Bounded Resource Reclamation on Linux

Bounded resource reclamation is an approach that aims to put a limit on the time required to reclaim resources in an operating system after a process has terminated. By enforcing this bound, the operating system can ensure that all resources allocated to a particular process are fully released within a predetermined timeframe (e.g., one second). This approach is particularly useful in resource-constrained multi-user systems, where applications need to share resources like memory and must avoid long application boot times due to cleanup of terminated processes.

This task will focus on bringing the concept of bounded resource reclamation to Linux, with the goal of improving the efficiency and predictability of resource release.

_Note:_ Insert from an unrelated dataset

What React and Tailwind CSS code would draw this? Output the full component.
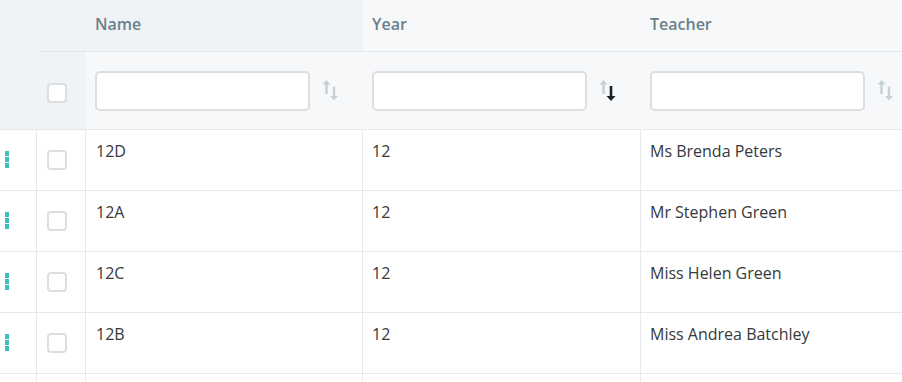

The first step will be to measure the latency taken by the Linux operating system to reclaim resources after process termination. This will provide a baseline understanding of the current reclamation process. Next, the task is to modify the Linux kernel to enforce a bound on the time required to reclaim resources after process termination. This will involve implementing a resource grouping mechanism to efficiently reclaim resources and introducing a quota system to ensure that reclamation time is bounded.

Supervisor: Viktor Reusch

Integration and Analysis of L4Re on gem5: Debugging and Profiling Tools Development

This task aims to get the L4Re microkernel-based operating system running on the gem5 architectural simulator. The idea is to adapt and validate a working L4Re system on gem5 to leverage its support for instruction-level tracing. The challenge is likely adapting L4Re to the gem5-specific boot-up procedure. Building on this, one will develop and/or adapt tools to analyze L4Re’s behavior using gem5’s detailed execution traces. These tools should enable profiling of system performance, debugging of kernel/user-space interactions, and provide insights into real-time aspects and security-critical operations.

Alternativly, the existing integration of L4Re with bochs might be leveraged to build debugging tools.